Can’t get out of bed

I don’t have caffeine. The vivarin pills are packed in a box outside. No bus today – this is the day I take a cab. I won’t have my bike today. Agustin locked my bike with his bike last night. It seems to be a shared bike, maybe being used by him and Arturo, but he had the key for it. I tried to leave, then saw his lock going between my brake cables and his pedal in my wheel spokes. I do not mind at all, in fact I was pleased. But I lament that I cannot simply ask him to make love with me in my nonexistent free time, or ask if I can buy lunch for him somewhere. And tomorrow I have to try to move my stuff to the tent, again. And I cannot use any energy drinks with ginseng. I go into withdrawal, then have an awful, depressed mood.

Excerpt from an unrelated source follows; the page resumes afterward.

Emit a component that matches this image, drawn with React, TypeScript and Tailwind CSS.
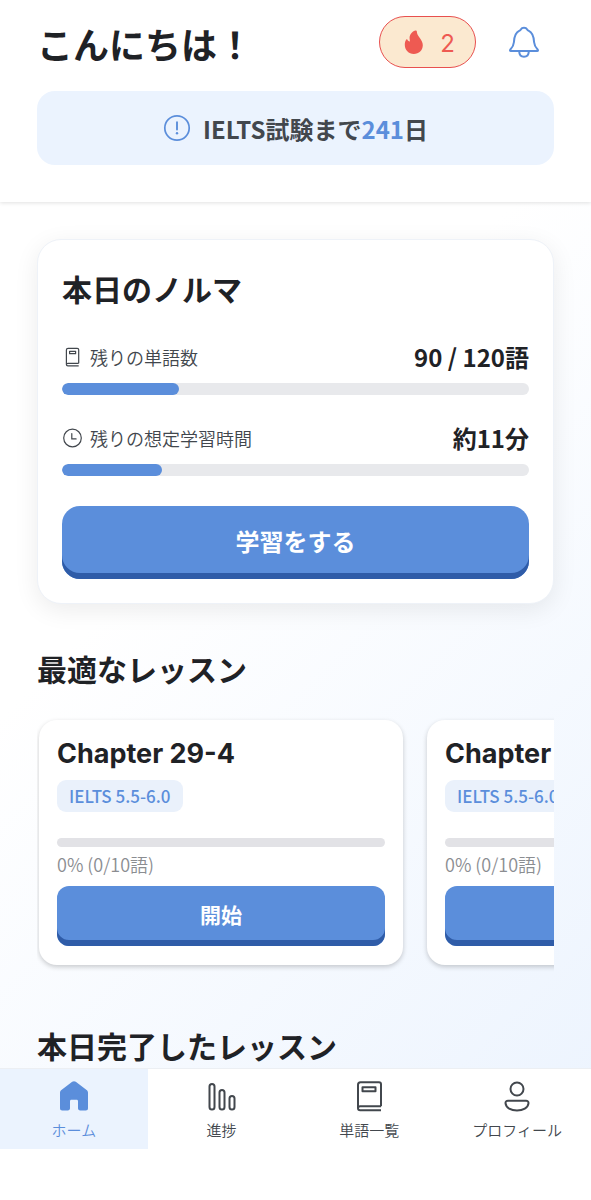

Last night I wasn’t just depressed, I was utterly humiliated and worthless because I want him but I know it can’t be a permanent marriage kind of love. And I know from experience that writing a paper note is ALWAYS disastrous no matter what language the recipient speaks. No language study time, no time to go to lunch somewhere with him, no time to relax, and it will only get worse when I’m in the tent. And what will I talk about? I’d be like, "Hey, were you Guatemalans so poor that you had to make your own houses by hand out of clay? Because I’ve wanted a mud hut for years!" Horribly insulting, yet absolutely true. I HAVE tried to build a stick house. I just don’t have a safe place to put it. I started to make a house of sticks last year, but then it got too cold outside. Where would we go for sex? How many roommates does he have? It takes so long to walk to my tent there is no way to do it during siesta time and I really regret it if I don’t try to sleep at all during siesta. And I can’t jump directly from "not speaking to each other" to "sex." I have to go to work now and I’m not ready.